Роман стоял перед зеркалом в ванной, бреясь. В чистом отражении он видел самого себя – лицо ровное, почти идеальное, спокойное, но холодные глаза будто проваливались вглубь, в какую-то невидимую трещину, которую давно никто не замечал, кроме него самого. Роман не спешил. Медленно обтёр лицо полотенцем, прошёл в спальню, где на кровати уже лежал его лук – идеально минималистичный и выглаженный, словно специально приготовленный для ритуала.

Он одевался с автоматизмом, с которым преступник надевает казённую робу перед судом.

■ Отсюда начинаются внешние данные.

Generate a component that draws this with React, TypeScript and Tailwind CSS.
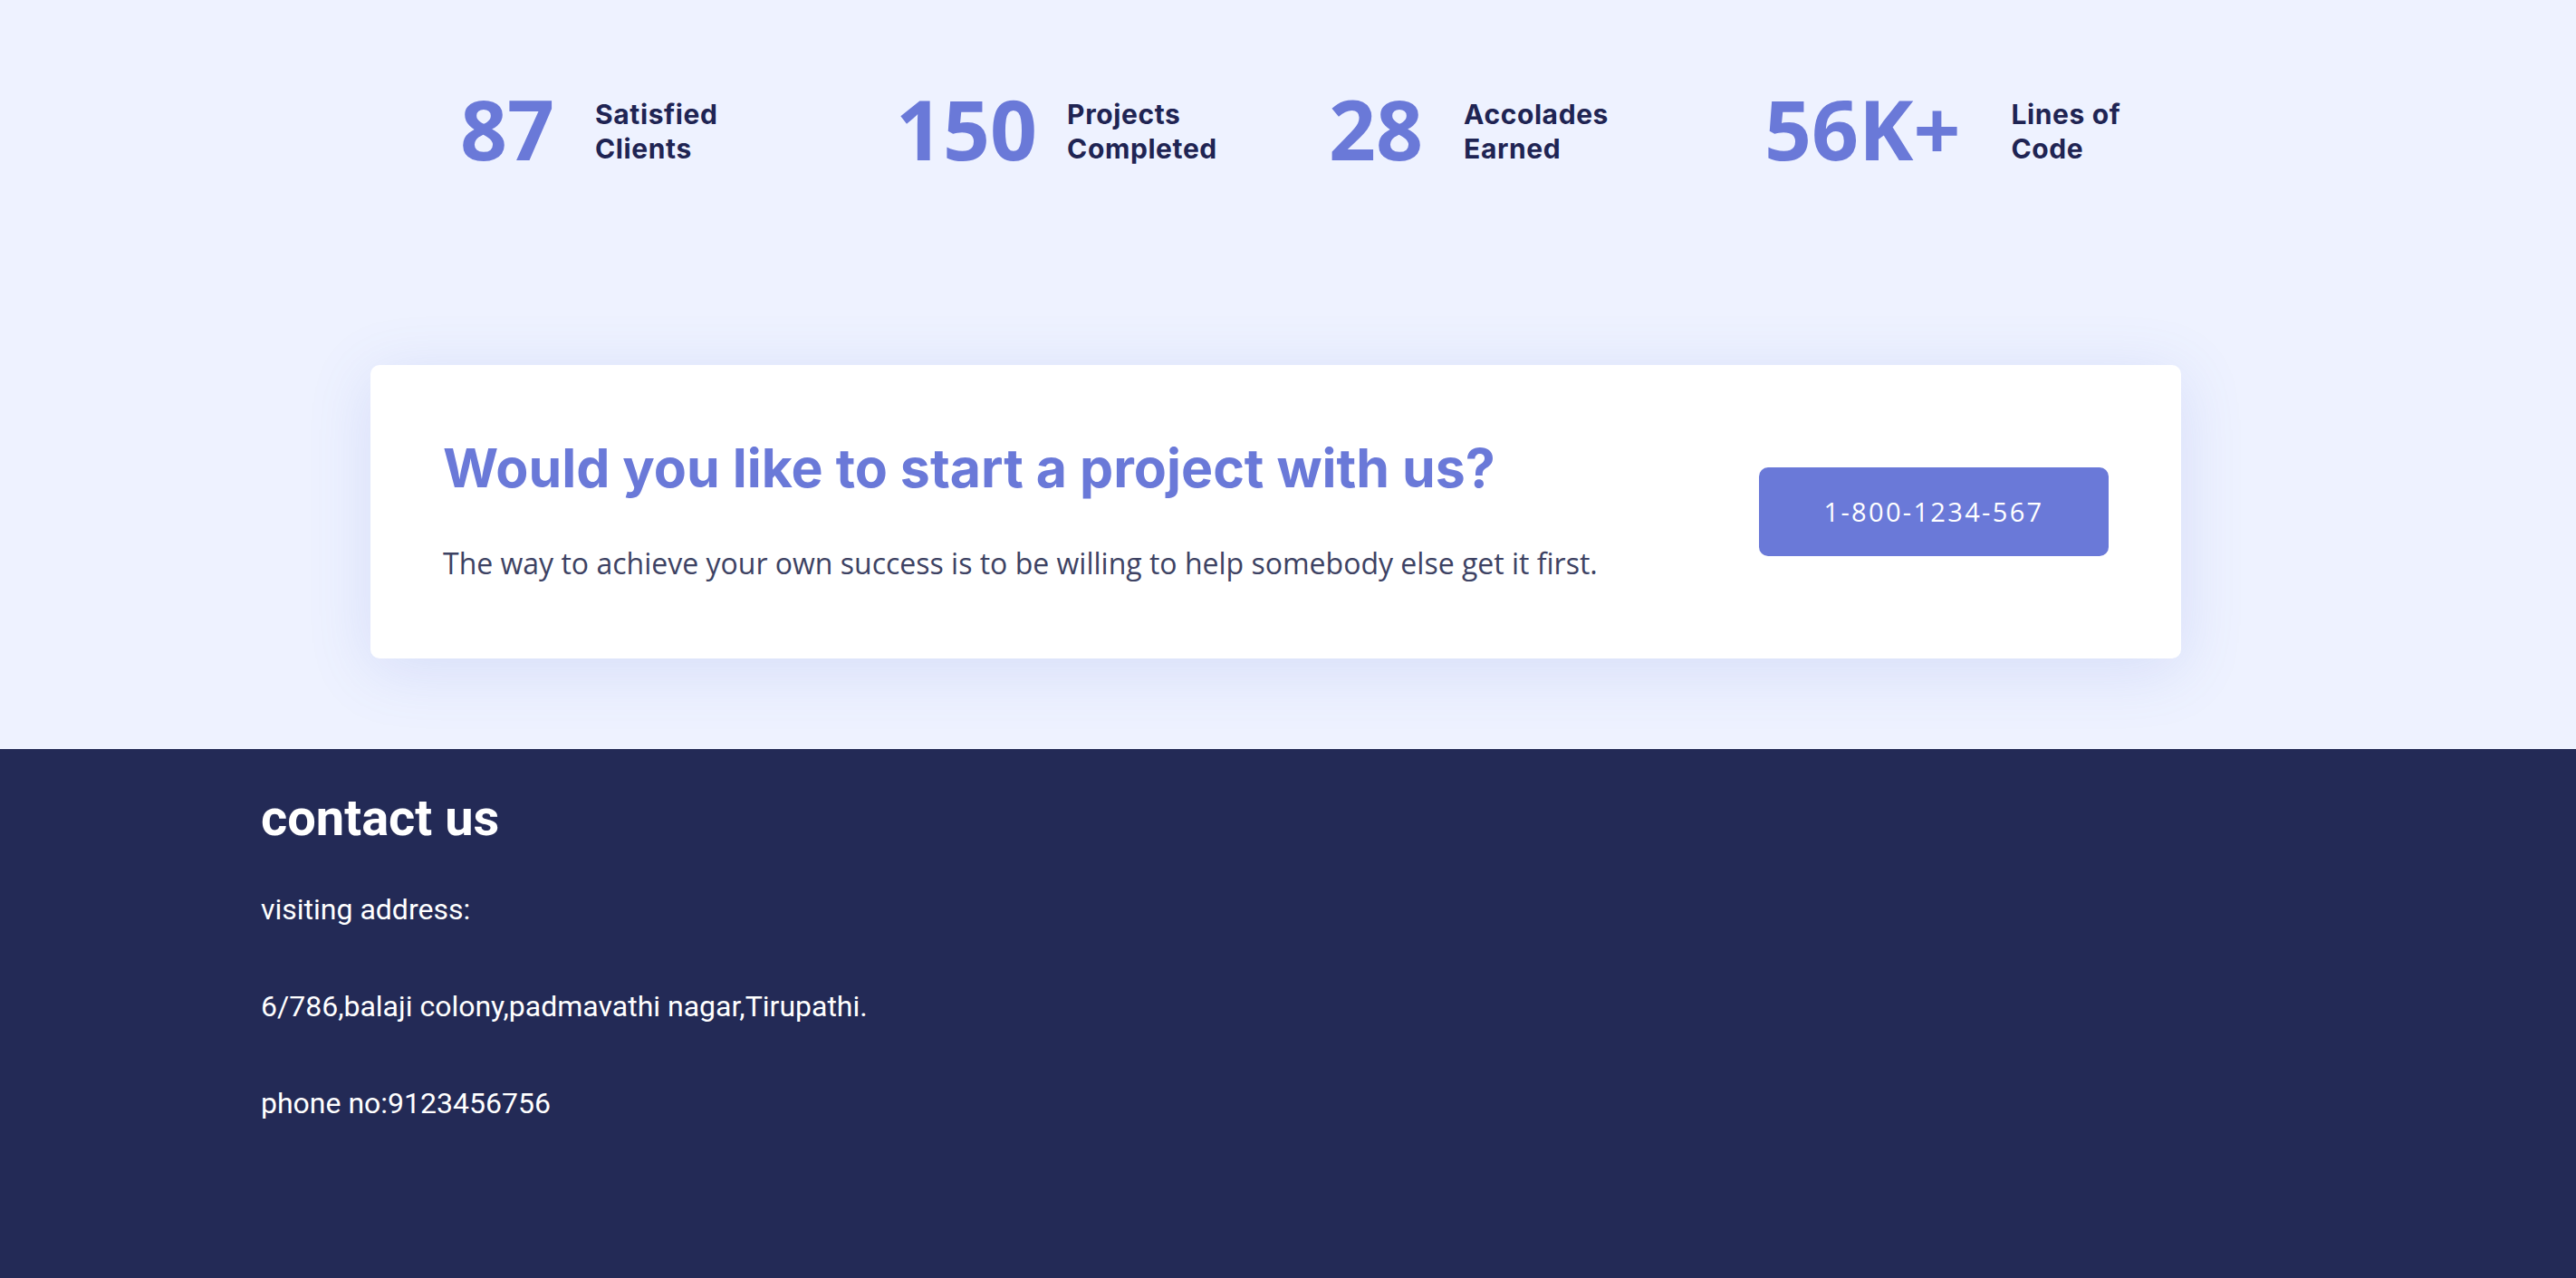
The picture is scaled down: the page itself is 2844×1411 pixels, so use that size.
const stats = [
  { value: "87", label: ["Satisfied", "Clients"], cls: "w-[481px] gap-[45px]" },
  { value: "150", label: ["Projects", "Completed"], cls: "w-[478px] gap-[33px]" },
  { value: "28", label: ["Accolades", "Earned"], cls: "w-[481px] gap-[45px]" },
  { value: "56K+", label: ["Lines of", "Code"], cls: "w-auto gap-[56px]" },
];

function Stats() {
  return (
    <div className="flex pl-[508px] pt-[97px]">
      {stats.map((s) => (
        <div key={s.value} className={`${s.cls} flex items-center`}>
          <span className="font-['Open_Sans',sans-serif] text-[91px] font-bold leading-none text-[#6a79d8]">
            {s.value}
          </span>
          <span className="mt-[4px] font-['Inter',sans-serif] text-[30px] font-bold leading-[38px] tracking-[0.02em] text-[#1f2453]">
            {s.label[0]}
            <br />
            {s.label[1]}
          </span>
        </div>
      ))}
    </div>
  );
}

function ProjectCard() {
  return (
    <div className="ml-[409px] mt-[215px] flex h-[324px] w-[1999px] items-center justify-between rounded-[10px] bg-white px-[80px] shadow-[0_12px_70px_rgba(90,110,210,0.16)]">
      <div className="flex flex-col pb-[4px]">
        <h2 className="font-['Inter',sans-serif] text-[59px] font-bold leading-[70px] text-[#6a79d8]">
          Would you like to start a project with us?
        </h2>
        <p className="mt-[48px] font-['Open_Sans',sans-serif] text-[32px] leading-[44px] text-[#3d4263]">
          The way to achieve your own success is to be willing to help somebody else get it first.
        </p>
      </div>
      <button className="flex h-[98px] w-[386px] items-center justify-center rounded-[10px] bg-[#6a79d8] font-['Open_Sans',sans-serif] text-[29px] tracking-[0.08em] text-white">
        1-800-1234-567
      </button>
    </div>
  );
}

function Footer() {
  return (
    <footer className="h-[584px] bg-[#232a56] pl-[288px] pt-[43px] font-['Roboto',sans-serif] text-white">
      <h2 className="text-[56px] font-bold leading-[66px]">contact us</h2>
      <div className="mt-[49px] flex flex-col gap-[69px] text-[32px] leading-[38px]">
        <p>visiting address:</p>
        <p>6/786,balaji colony,padmavathi nagar,Tirupathi.</p>
        <p>phone no:9123456756</p>
      </div>
    </footer>
  );
}

export default function App() {
  return (
    <div className="min-h-screen bg-[#eef2ff]">
      <section className="h-[827px]">
        <Stats />
        <ProjectCard />
      </section>
      <Footer />
    </div>
  );
}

Но рубашка – белая, безупречная, чтобы подчеркнуть его кажущуюся уверенность.

Белый цвет ему не шёл, да и уставшим был он, как загнанная забавы ради лошадь.

Но тот спектакль, который он ставил для неё…

Она была слишком красивой, чтобы её можно было игнорировать, и слишком умной, чтобы её можно было по-настоящему любить.

Она видела в нём игрушку, и Роман примерно знал это. В её глазах он был чем-то вроде дорогого аксессуара – временным и очень-очень недоступным. Её звонки всегда звучали одинаково: весело, коротко, беззаботно.

Беззаботно. Роман понимал, что она не видит его настоящего, точнее не хочет, но это его не смущало. Быть чьим-то – значит быть кем-то, значит хотя бы временно отдать себя в чужие руки. А он всегда любил быть кем-то.